Her goal was to just go out and have fun, enjoying the experience of playing soccer competitively again, but after so much time away, the rust was evident. According to Conheeney, between that and the nerves, she almost did not receive a call back for the second day of tryouts.
"Kelly showed up the first day of tryouts, and there were 65 players there. For every five bad moments she had, she would have one incredible moment of class. It struck us that there was something there as these moments began to happen more often. We saw enough where she squeezed through to the second day, and her class slowly began to make itself more prevalent on that second day," Head Coach Christy Holly said.
Not only did her talent earn her a call back the next day of open tryouts, but it eventually earned her an invitation to the team’s preseason camp. There she continued to impress Holly and the rest of the coaching staff, and she went on to make the final 20-woman roster for the 2016 NWSL season.
"We are ecstatic that we were able to get her through that process and into camp. Ever since that point, she has continued to develop and become an instrumental part of our success as a club," Holly said.

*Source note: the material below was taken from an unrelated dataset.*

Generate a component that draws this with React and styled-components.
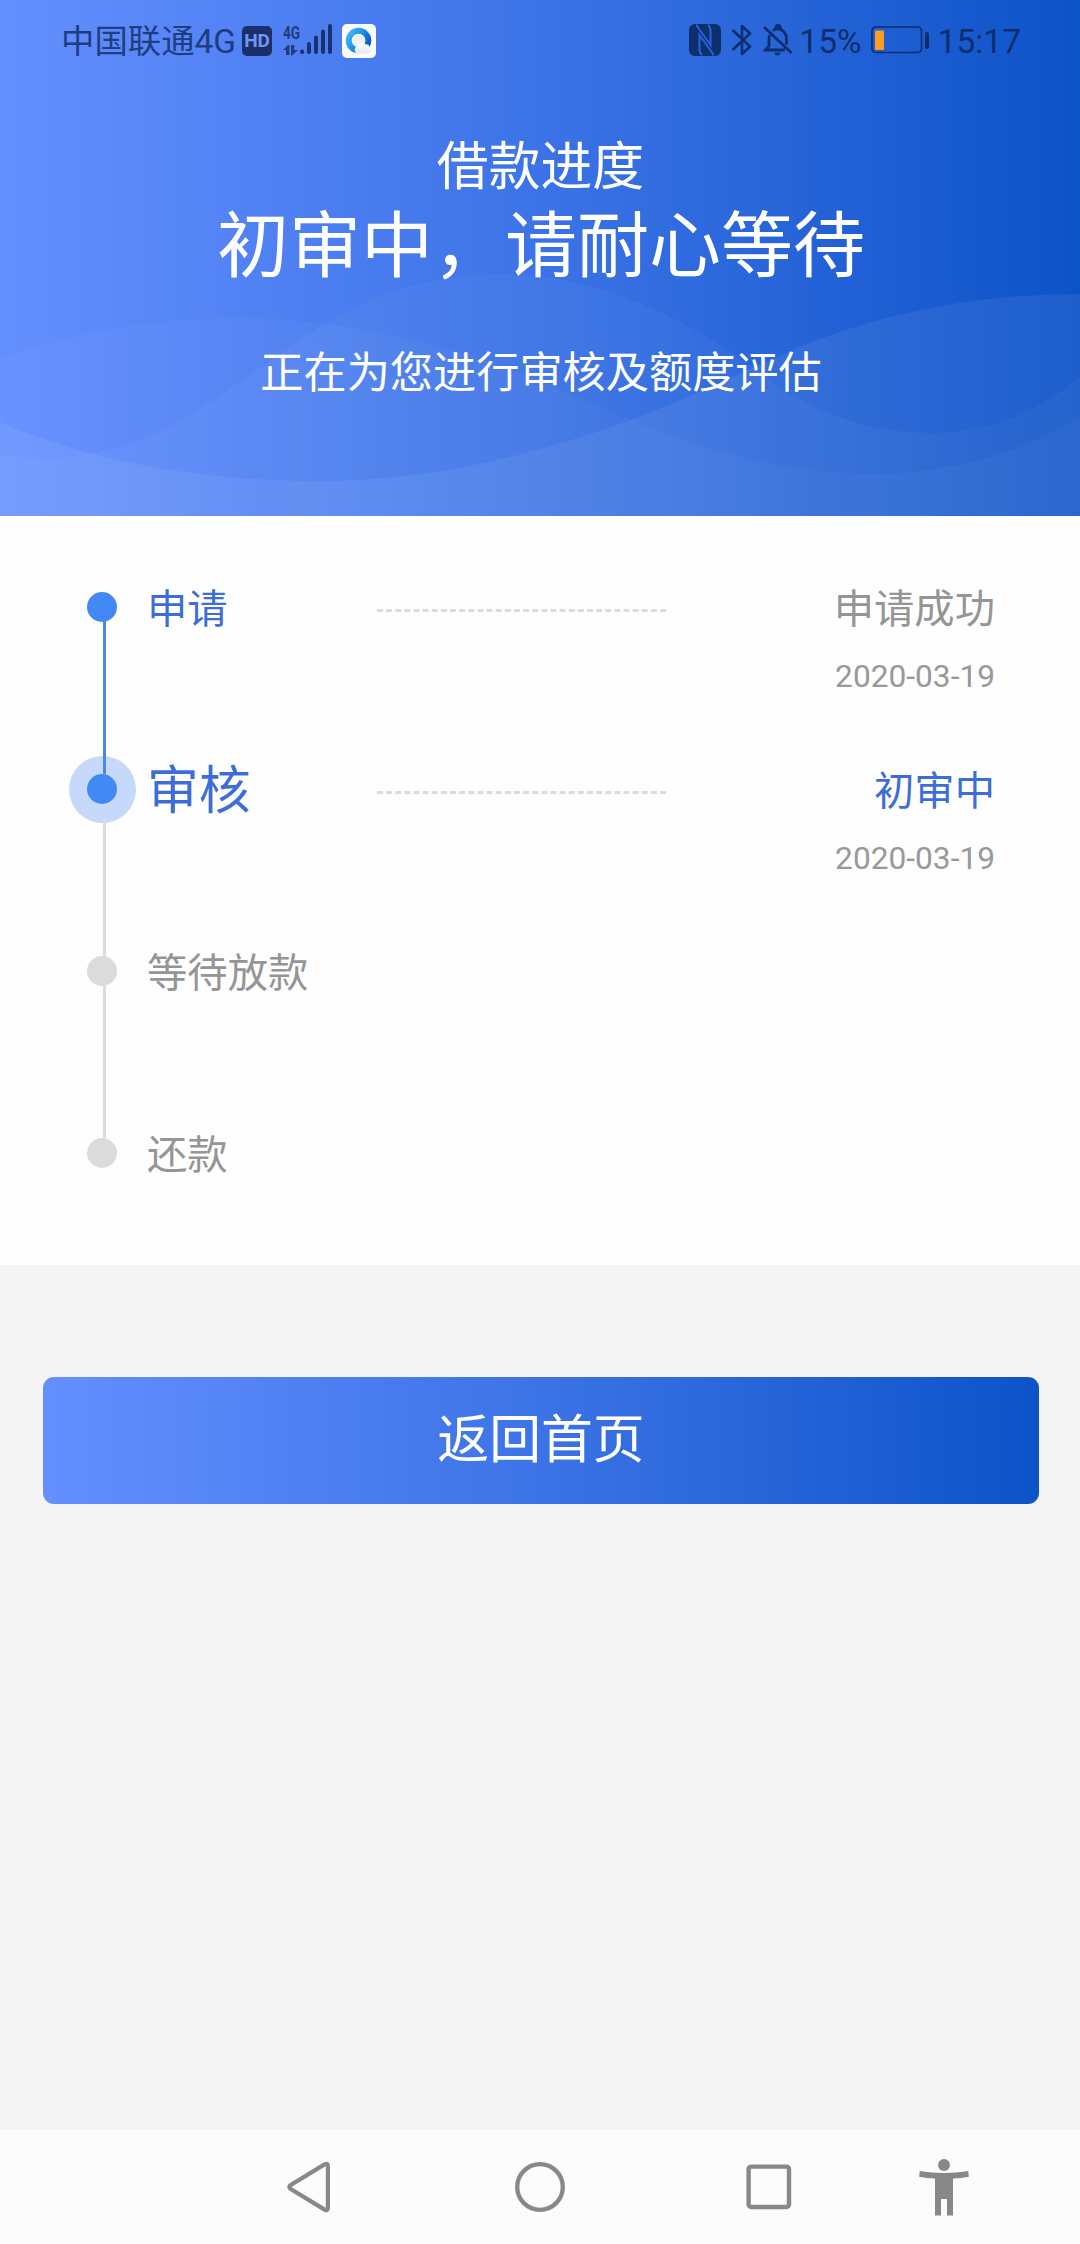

After three years and seven months away from the game that was once her life, Kelly Conheeney returned to the pitch, starting in her professional debut with Sky Blue FC. And it was in her debut that Conheeney scored the game winner to put Sky Blue on top of Seattle Reign, handing them their first ever loss at Memorial Stadium.
As she scored the first goal of her professional career, she could not help but think back to her last goal, the championship-winning penalty kick for the Ottawa Fury.
"I would say there's no better feeling than scoring a goal, whatever kind of goal it is, but those are special because they sit with you," she said, her voice slightly quivering with emotion. "You remember goals. You don't particularly remember games, but you remember goals. And the feelings that just, they make you feel good. They're rewarding and they make you feel like your work is worth it. Just to step on the field again and for that to be my first game back, it's just…I couldn't have written it any better."